随談第57回 野球・相撲話(その1)

>映画噺が終わったらまたぞろ野球と相撲かと言われそうだが、野球はシーズンが終わっていろいろ話したいことがむずがゆくなってきたのと、来週からは九州場所が始まるからどうせなにか話題が出来るだろうから、はじめからくっつけて野球・相撲噺と題しておこう。むかし、戦時中に野球雑誌と相撲雑誌が統合になって『相撲と野球』(逆ではない)という雑誌ができたというためしもある。

この雑誌のバックナンバーが数冊、戦後もしばらく我が家に残っていて、小学生のころ、それをひっくり返しとっくり返し眺めていたのでよく覚えているのだ。なかでもよく覚えているのが、昭和十八年夏場所号で、双葉山の最後の優勝の場所の記事がメインで、まだグラビアも記事も豊富で、現在の目で見ても、チャチという感じはまったくない。
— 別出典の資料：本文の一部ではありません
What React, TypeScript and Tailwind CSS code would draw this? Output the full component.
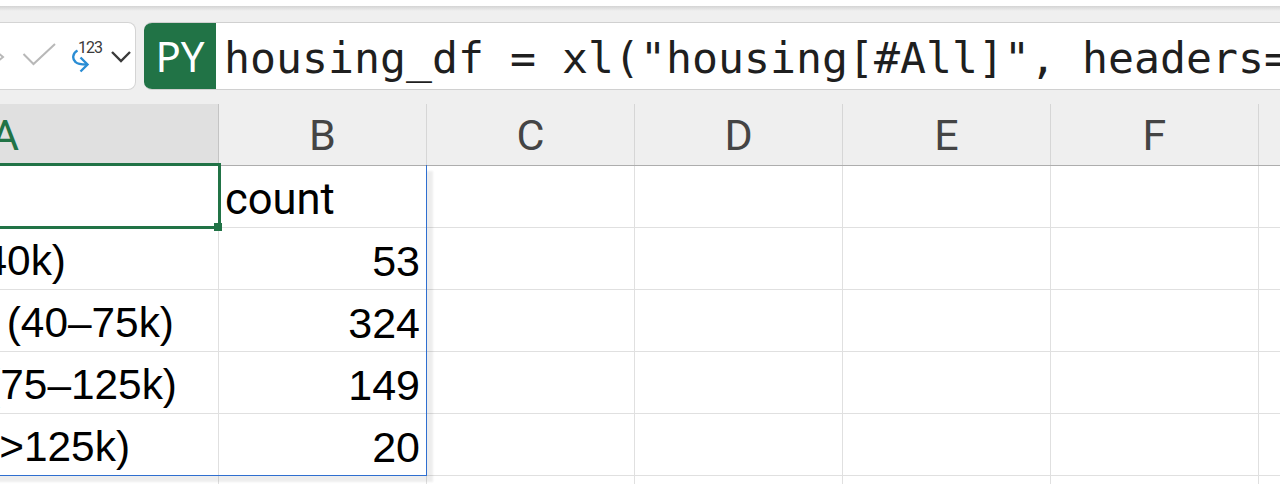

「・・・と思う」と正確には続けるべきで、その後引越しをしたり、手狭なので身辺整理を繰り返しているうちに、なにかに紛れて屑屋にでも売ってしまったかして、最早手元になくなって久しいのである。澤村田之助氏がバックナンバーをいまでも全部揃えているらしいので、横綱照国が腕組をして控えに坐っている写真が表紙のその号のことを人づてに訊いてもらったところ、ちゃんと持ってますよという返事だった。

ところでその雑誌は、誌名通り相撲が主で野球が従という編集なので(そこが戦時という時代で、国技と敵性スポーツの違いの露骨な反映である)、野球に関してはグラビアもなく、記事も巻末の方に追いやられていた。シーズンはもちろんまだ半ばで、巨人の新加入のエース藤本英雄が大活躍している。藤本というのは完全試合第一号のあの中上英雄のことだが、われわれ世代には藤本といった方がピンとくる。完全試合よりも、スライダーを開発したり、投手なのに代打満塁ホームランを打ってその名も『ホームラン』という雑誌の表紙をそのときの打撃フォームが飾ったりした方が、印象が強い。巻末にあの沢村栄治の戦記が載っていて、小隊を率いてジャングルを匍匐前進しながら、樹間にいる敵に向かって手榴弾を投げて倒したというような内容だったと思う。つまり沢村は、腹這いの姿勢から手榴弾をストライクで投げたのだ。(この記事を読んだお陰で、沢村という神話伝説時代の「神」が、わずからながらもぬくもりを持った「人」として、いまも私の中にある。)

ところでいきなり昔話になってしまったが、野球の話を再開しようと思ったきっかけは、新橋演舞場でやっている『児雷也豪傑譚話』で辰之助の大蛇丸を見ているうちに、なんとなく(当世風に「なにげに」と言った方がニュアンスとしてはふさわしいかもしれない)ホリエモンを思い出したことから、いまをときめくあのプロ野球乗っ取り三人男を児雷也と大蛇丸と綱手姫になぞらえてみると面白いかなと考えたからである。

もっともこの場合、ホリエモンを大蛇丸とすると、ホリエモンをダシに使ってはかっさらってしまうミキタニの方が児雷也ということになり、蝦蟇と蛇の立場が逆になってしまう。そうして白面の児雷也の方が悪党として一枚上ということになるが、どうせ仁義なき戦いなのだから、この際善玉も悪玉も区別なしでいいことにしよう。もうひとりのお目々の丸いヒトが女形で、ナメクジの術を使う綱手姫というのはぴったりだろう。